Однако, свободная, девственная природа, не имеющая ни границ, ни территории, где каждый блуждает в свое удовольствие, никогда не существовала, если только в воображаемом доминирующего порядка, чьим эквивалентным зеркалом она является. Мы проектируем в качестве идеальной дикости (природа, желание, животность, ризома…) саму схему детерриториализации, которая является также схемой экономической системы и капитала. Свобода не существует нигде кроме капитала, именно капитал ее произвел, именно он ее углубляет. Существует, таким образом, точная корреляция между социальным законодательством ценности (городским, индустриальным, репрессивным, и т.д.) и воображаемой дикостью, которую ему противопоставляют: они оба «детерриториализованы», и один по образу другого.

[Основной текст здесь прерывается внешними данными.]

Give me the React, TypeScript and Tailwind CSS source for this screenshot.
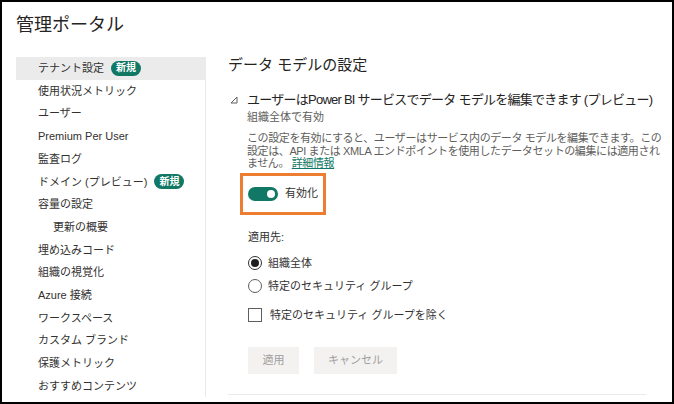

Впрочем, радикальность «желания», и мы видим это в современных теориях, растет по мере цивилизованной абстракции, совсем не в качестве антагонистической, но абсолютно согласно тому же движению, движению той же самой формы, всегда более декодированной, более смещенной от центра, более «свободной», которая охватывает сразу наше реальное и наше воображаемое. Природа, свобода, желание и т.д., не выражают даже инвертированную мечту капитала, они напрямую выражают прогресс или разрушения этой культуры, они даже ее предвосхищают, поскольку они грезят о тотальной детерриториализации там, где система всегда предписывает только относительную детерриториализацию: требование «свободы» это всегда лишь требование зайти дальше, чем система, но в том же самом смысле.
Ни животным, ни дикарям не знакома «природа» в нашем понимании: им знакомы лишь территории, ограниченные, отмеченные, представляющие собой непреодолимые пространства взаимного соответствия.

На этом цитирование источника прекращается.